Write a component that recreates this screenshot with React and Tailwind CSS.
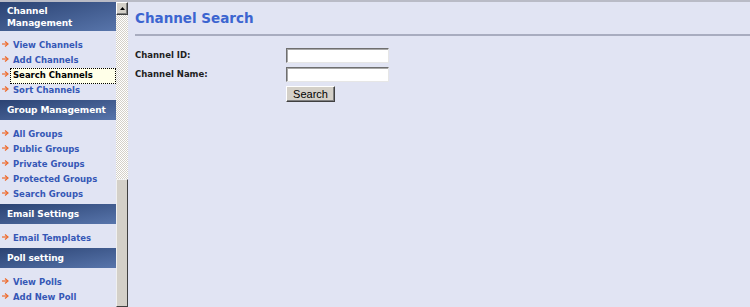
import React from "react";

const Bullet = () => (
  <svg width="7" height="6" viewBox="0 0 7 6" className="mb-[3px]">
    <path d="M0 3 H5.5" stroke="#ee6a2b" strokeWidth="1.2" fill="none" />
    <path d="M3 0.5 L6 3 L3 5.5" stroke="#ee6a2b" strokeWidth="1.2" fill="none" />
  </svg>
);

const Item = ({ label, active }) => (
  <div className="flex h-[15px] items-center">
    <div className="flex w-[10px] shrink-0 items-center pl-[2px]">
      <Bullet />
    </div>
    <div
      className={
        active
          ? "flex h-[16px] flex-1 items-center border border-dotted border-black bg-[#ffffe8] pl-[2px] text-black"
          : "flex h-[15px] flex-1 items-center border border-transparent pl-[2px] text-[#3557b6]"
      }
    >
      {label}
    </div>
  </div>
);

const Header = ({ children, tall }) => (
  <div
    className={
      (tall ? "h-[29px] " : "h-[20px] ") +
      "flex flex-col justify-center whitespace-nowrap bg-gradient-to-br from-[#2b4373] to-[#5875ab] pl-[7px] text-[9px] font-bold leading-[12px] tracking-[-0.1px] text-white"
    }
  >
    {children}
  </div>
);

const Group = ({ items }) => (
  <div className="pt-[7px] pb-[2px]">
    {items.map((it) => (
      <Item key={it.label} label={it.label} active={it.active} />
    ))}
  </div>
);

export default function App() {
  return (
    <div
      className="flex h-[307px] w-[750px] overflow-hidden border-t-2 border-[#b9bbc6] bg-[#e1e4f3] text-[8.5px] font-bold"
      style={{ fontFamily: '"DejaVu Sans", Verdana, sans-serif' }}
    >
      {/* Sidebar */}
      <div className="flex w-[116px] shrink-0 flex-col">
        <Header tall>
          <span>Channel</span>
          <span>Management</span>
        </Header>
        <Group
          items={[
            { label: "View Channels" },
            { label: "Add Channels" },
            { label: "Search Channels", active: true },
            { label: "Sort Channels" },
          ]}
        />
        <Header>Group Management</Header>
        <Group
          items={[
            { label: "All Groups" },
            { label: "Public Groups" },
            { label: "Private Groups" },
            { label: "Protected Groups" },
            { label: "Search Groups" },
          ]}
        />
        <Header>Email Settings</Header>
        <Group items={[{ label: "Email Templates" }]} />
        <Header>Poll setting</Header>
        <Group items={[{ label: "View Polls" }, { label: "Add New Poll" }]} />
      </div>

      {/* Scrollbar */}
      <div className="flex w-[12px] shrink-0 flex-col">
        <div className="flex h-[13px] items-center justify-center border border-t-white border-l-white border-r-[#404040] border-b-[#404040] bg-[#d4d0c8] shadow-[inset_-1px_-1px_0_#808080]">
          <svg width="5" height="3" viewBox="0 0 5 3">
            <path d="M2.5 0 L5 3 L0 3 Z" fill="#000" />
          </svg>
        </div>
        <div className="h-[164px] bg-[repeating-conic-gradient(#d4d0c8_0_25%,#ffffff_0_50%)] bg-[length:2px_2px]" />
        <div className="flex-1 border border-t-[#f0f0f0] border-l-[#f0f0f0] border-r-[#404040] border-b-[#404040] bg-[#d4d0c8]" />
      </div>

      {/* Main */}
      <div className="flex flex-1 flex-col pl-[7px]">
        <div className="flex h-[32px] items-center text-[13.5px] font-bold text-[#3c65d0]">
          Channel Search
        </div>
        <div className="h-[2px] bg-[#a8acbf]" />
        <div className="mt-[12px] grid grid-cols-[151px_103px] gap-y-[4px] text-[#1e1e1e]">
          <div className="flex h-[15px] items-center">Channel ID:</div>
          <input
            type="text"
            className="h-[15px] border border-t-[#6f6f6f] border-l-[#6f6f6f] border-r-[#e6e6e6] border-b-[#e6e6e6] bg-white shadow-[inset_1px_1px_0_#a8a8a8] outline-none"
          />
          <div className="flex h-[15px] items-center">Channel Name:</div>
          <input
            type="text"
            className="h-[15px] border border-t-[#6f6f6f] border-l-[#6f6f6f] border-r-[#e6e6e6] border-b-[#e6e6e6] bg-white shadow-[inset_1px_1px_0_#a8a8a8] outline-none"
          />
          <div />
          <div>
            <button
              className="flex h-[16px] w-[49px] items-center justify-center border border-t-white border-l-white border-r-[#404040] border-b-[#404040] bg-[#d4d0c8] text-[11px] font-normal text-black shadow-[inset_-1px_-1px_0_#808080]"
              style={{ fontFamily: '"Liberation Sans", Arial, sans-serif' }}
            >
              Search
            </button>
          </div>
        </div>
      </div>
    </div>
  );
}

****************************************

To be done: Write out again, exactly, the lines from the start of the listing up to the line containing "import React from", with both ends and without pictures.

Answer to this exercise:
Write a component that recreates this screenshot with React and Tailwind CSS.
import React from "react";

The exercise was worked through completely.